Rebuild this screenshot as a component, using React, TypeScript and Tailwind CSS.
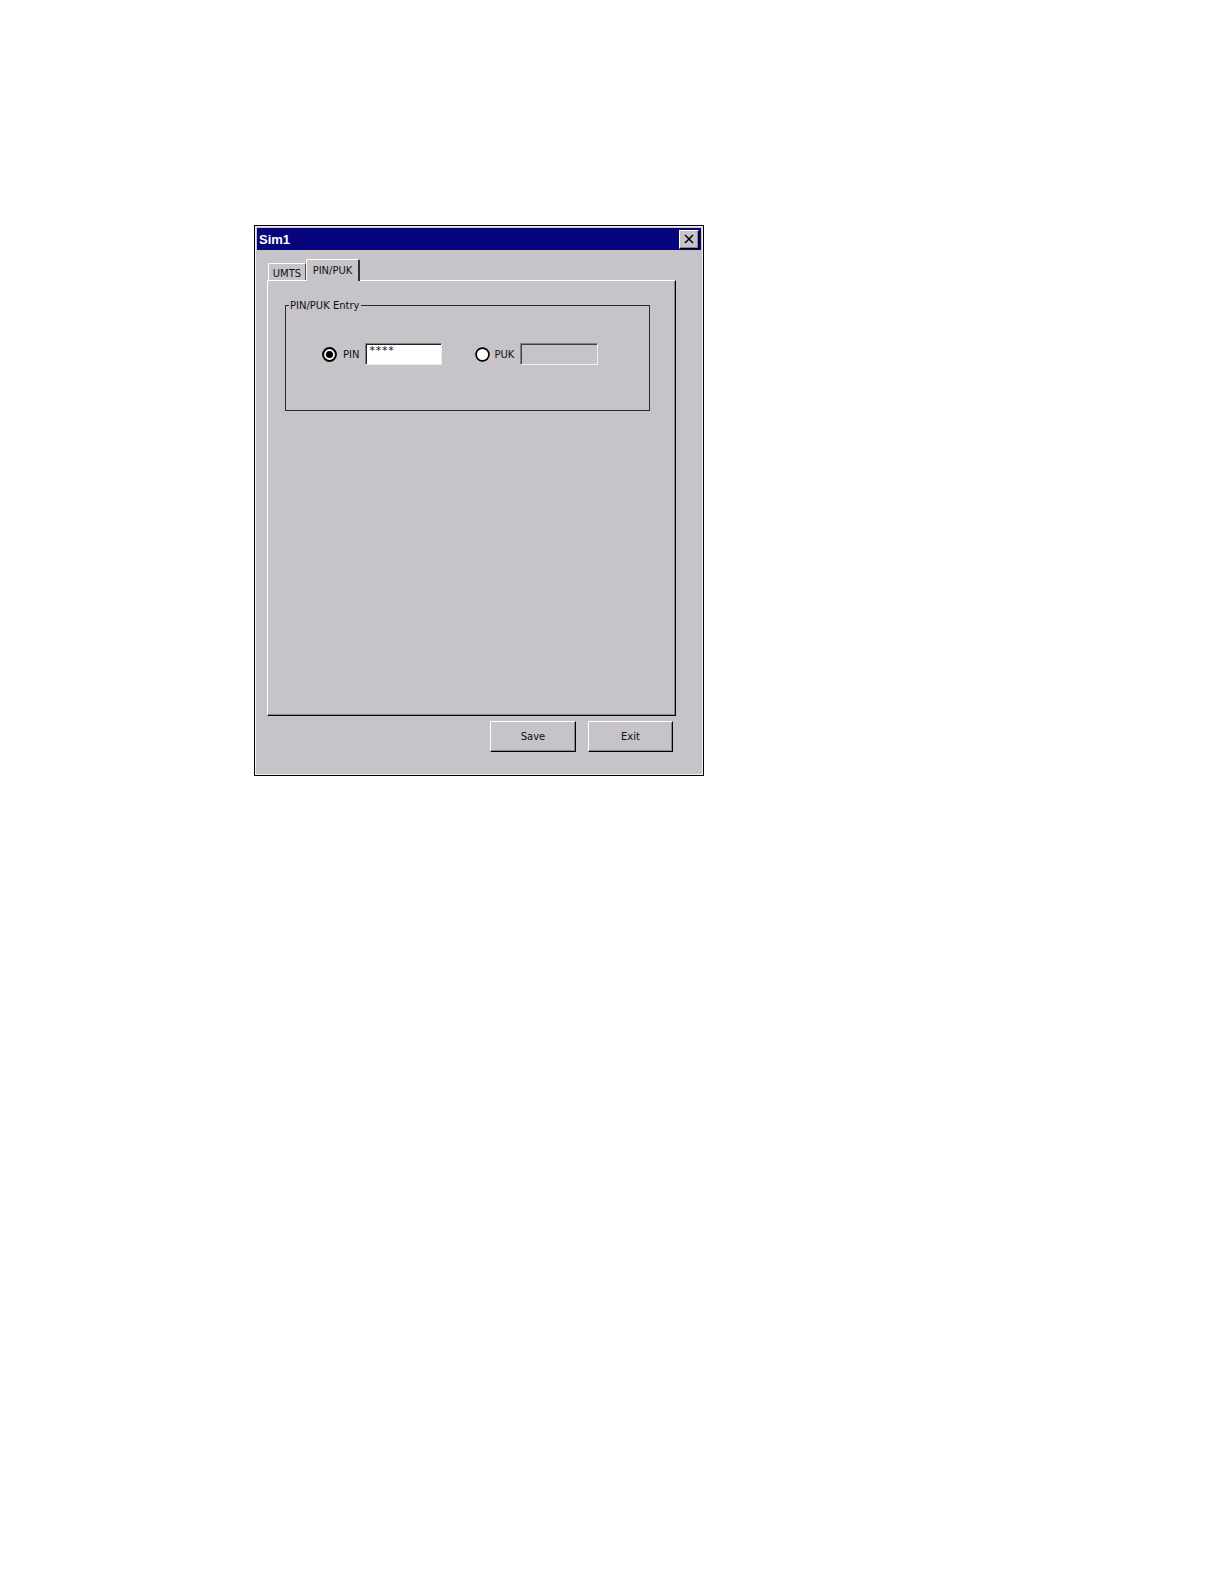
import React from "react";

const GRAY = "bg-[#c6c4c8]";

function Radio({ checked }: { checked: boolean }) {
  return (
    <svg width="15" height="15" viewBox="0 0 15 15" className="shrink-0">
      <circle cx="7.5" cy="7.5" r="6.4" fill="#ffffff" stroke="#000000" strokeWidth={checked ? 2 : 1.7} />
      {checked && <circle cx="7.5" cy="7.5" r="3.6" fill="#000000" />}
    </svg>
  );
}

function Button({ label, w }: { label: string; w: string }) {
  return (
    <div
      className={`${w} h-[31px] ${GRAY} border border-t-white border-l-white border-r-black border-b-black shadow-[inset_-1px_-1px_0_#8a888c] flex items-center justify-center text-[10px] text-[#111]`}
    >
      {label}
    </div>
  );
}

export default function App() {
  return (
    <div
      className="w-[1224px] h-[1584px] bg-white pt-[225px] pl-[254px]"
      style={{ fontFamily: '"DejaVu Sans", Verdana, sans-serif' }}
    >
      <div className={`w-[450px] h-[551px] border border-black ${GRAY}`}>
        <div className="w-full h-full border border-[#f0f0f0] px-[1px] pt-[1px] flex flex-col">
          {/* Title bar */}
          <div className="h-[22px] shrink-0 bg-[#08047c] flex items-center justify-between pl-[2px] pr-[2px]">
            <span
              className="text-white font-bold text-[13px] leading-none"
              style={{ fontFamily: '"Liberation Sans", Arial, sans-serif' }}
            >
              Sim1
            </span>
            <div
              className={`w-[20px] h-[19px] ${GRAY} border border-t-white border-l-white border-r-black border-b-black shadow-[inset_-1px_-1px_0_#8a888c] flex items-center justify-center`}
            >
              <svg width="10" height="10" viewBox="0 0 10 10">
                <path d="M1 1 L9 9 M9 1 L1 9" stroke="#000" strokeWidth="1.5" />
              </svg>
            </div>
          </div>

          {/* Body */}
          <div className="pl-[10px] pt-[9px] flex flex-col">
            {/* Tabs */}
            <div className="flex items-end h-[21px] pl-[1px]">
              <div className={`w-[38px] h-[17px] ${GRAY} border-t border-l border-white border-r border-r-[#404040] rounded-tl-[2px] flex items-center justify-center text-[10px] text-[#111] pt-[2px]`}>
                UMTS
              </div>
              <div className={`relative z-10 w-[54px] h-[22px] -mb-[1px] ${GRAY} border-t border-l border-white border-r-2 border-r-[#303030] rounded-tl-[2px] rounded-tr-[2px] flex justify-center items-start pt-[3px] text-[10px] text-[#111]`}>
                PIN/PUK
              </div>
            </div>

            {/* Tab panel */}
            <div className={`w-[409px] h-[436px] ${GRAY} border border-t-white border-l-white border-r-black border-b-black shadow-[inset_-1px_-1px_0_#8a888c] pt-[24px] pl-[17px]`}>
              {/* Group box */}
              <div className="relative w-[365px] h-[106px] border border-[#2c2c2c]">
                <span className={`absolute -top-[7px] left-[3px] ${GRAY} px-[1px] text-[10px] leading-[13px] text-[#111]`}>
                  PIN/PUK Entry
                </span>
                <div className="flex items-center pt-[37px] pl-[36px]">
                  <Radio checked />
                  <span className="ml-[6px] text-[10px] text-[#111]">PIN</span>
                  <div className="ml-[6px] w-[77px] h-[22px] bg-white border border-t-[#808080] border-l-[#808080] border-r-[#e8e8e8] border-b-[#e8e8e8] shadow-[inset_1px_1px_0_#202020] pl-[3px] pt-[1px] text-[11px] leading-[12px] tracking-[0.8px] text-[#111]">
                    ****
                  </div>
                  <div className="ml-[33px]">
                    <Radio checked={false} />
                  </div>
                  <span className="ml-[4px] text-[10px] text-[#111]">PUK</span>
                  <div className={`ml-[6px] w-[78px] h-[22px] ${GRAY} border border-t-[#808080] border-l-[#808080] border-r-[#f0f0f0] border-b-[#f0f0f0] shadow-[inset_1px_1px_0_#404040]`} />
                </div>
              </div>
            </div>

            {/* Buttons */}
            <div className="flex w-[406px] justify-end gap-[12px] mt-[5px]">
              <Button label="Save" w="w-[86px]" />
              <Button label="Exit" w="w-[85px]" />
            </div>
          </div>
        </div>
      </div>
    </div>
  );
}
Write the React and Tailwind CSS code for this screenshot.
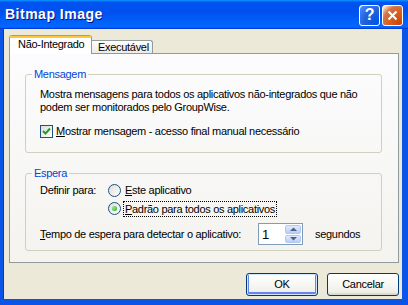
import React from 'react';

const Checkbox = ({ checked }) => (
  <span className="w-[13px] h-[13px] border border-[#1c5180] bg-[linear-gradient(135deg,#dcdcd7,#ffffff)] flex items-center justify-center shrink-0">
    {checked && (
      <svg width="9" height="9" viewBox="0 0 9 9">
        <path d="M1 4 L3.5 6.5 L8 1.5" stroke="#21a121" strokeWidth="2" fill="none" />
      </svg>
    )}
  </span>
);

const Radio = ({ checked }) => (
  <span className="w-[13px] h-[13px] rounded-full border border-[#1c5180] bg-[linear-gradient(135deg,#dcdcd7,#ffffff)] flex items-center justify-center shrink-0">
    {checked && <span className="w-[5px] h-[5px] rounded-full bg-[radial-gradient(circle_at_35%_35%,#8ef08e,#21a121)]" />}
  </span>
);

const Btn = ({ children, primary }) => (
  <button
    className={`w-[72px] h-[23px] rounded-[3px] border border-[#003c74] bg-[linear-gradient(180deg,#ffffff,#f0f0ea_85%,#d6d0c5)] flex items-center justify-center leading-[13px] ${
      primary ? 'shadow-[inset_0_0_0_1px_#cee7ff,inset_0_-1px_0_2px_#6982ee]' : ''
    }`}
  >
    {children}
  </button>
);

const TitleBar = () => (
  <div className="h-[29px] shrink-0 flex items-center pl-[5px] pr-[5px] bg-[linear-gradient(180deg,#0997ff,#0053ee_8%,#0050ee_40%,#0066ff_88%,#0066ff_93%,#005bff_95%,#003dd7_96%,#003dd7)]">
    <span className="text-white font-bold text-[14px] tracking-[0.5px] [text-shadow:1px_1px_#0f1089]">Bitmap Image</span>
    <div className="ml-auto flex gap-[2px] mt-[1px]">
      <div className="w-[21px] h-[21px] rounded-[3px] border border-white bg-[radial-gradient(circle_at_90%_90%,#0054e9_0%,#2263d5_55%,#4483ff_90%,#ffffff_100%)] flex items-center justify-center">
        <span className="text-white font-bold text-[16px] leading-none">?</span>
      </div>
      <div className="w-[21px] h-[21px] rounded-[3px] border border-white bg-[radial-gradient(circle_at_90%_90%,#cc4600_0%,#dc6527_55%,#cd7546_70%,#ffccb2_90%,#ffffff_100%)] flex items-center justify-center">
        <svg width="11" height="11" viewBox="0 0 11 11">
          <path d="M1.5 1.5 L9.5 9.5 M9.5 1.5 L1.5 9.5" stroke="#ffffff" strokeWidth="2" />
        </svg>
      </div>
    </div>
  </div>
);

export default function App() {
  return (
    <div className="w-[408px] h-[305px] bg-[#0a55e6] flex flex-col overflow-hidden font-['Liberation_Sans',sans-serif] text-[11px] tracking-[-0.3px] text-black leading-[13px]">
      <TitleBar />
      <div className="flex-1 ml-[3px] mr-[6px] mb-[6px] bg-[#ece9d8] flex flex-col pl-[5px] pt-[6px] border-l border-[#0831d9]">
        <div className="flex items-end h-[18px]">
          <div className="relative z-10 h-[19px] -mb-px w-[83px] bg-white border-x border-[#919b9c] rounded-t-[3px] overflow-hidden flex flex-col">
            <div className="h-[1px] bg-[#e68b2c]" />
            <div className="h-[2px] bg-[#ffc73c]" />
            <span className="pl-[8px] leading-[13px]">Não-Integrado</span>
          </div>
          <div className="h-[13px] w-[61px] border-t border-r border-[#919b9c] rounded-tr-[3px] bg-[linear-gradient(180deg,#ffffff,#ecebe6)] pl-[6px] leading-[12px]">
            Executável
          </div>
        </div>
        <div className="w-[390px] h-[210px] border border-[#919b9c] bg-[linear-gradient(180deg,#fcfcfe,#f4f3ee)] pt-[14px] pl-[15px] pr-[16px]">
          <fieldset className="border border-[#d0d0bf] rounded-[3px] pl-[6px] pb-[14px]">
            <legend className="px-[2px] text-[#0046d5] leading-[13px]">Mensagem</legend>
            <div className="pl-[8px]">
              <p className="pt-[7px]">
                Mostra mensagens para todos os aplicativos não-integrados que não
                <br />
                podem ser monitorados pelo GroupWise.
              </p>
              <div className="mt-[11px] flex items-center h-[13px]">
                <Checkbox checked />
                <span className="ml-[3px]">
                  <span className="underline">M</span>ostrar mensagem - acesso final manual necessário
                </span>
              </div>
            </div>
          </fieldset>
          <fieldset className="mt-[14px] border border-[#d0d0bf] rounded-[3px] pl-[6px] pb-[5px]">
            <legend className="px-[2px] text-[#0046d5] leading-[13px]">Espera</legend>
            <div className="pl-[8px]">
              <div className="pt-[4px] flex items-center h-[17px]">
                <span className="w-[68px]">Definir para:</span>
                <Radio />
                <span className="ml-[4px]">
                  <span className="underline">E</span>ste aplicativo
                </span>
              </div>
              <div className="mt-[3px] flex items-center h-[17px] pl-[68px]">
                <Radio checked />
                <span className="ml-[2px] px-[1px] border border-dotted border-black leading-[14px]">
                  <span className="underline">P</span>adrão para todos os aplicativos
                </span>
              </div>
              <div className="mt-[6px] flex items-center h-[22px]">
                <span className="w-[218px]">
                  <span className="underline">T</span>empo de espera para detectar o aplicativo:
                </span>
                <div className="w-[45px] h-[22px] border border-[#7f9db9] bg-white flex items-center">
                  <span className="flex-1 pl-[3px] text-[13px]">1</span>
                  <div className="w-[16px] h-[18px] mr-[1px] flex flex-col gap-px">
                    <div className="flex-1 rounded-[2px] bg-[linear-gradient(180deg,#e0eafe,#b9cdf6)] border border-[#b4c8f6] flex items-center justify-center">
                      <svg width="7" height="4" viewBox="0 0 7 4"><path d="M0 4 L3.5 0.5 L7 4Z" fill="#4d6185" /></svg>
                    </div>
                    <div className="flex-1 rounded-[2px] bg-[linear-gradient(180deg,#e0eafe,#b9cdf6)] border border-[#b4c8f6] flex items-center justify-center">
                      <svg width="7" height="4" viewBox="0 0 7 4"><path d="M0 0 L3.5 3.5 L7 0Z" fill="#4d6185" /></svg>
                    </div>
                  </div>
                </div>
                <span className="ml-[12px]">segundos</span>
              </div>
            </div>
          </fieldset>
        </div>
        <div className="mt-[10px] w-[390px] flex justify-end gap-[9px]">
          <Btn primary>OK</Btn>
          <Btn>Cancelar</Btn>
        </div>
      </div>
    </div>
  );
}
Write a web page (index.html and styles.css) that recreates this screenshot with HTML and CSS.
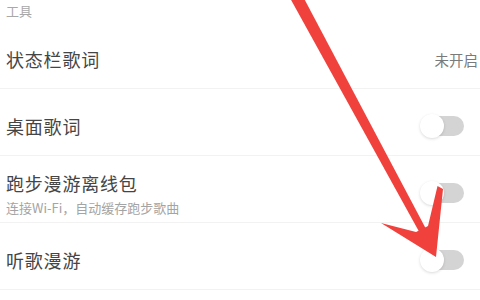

--------

Exactly as they appear, write out the lines from the one containing "Write the React" down to the one containing "import React from 'react';", both included. Pictures are left out.

Write the React and Tailwind CSS code for this screenshot.
import React from 'react';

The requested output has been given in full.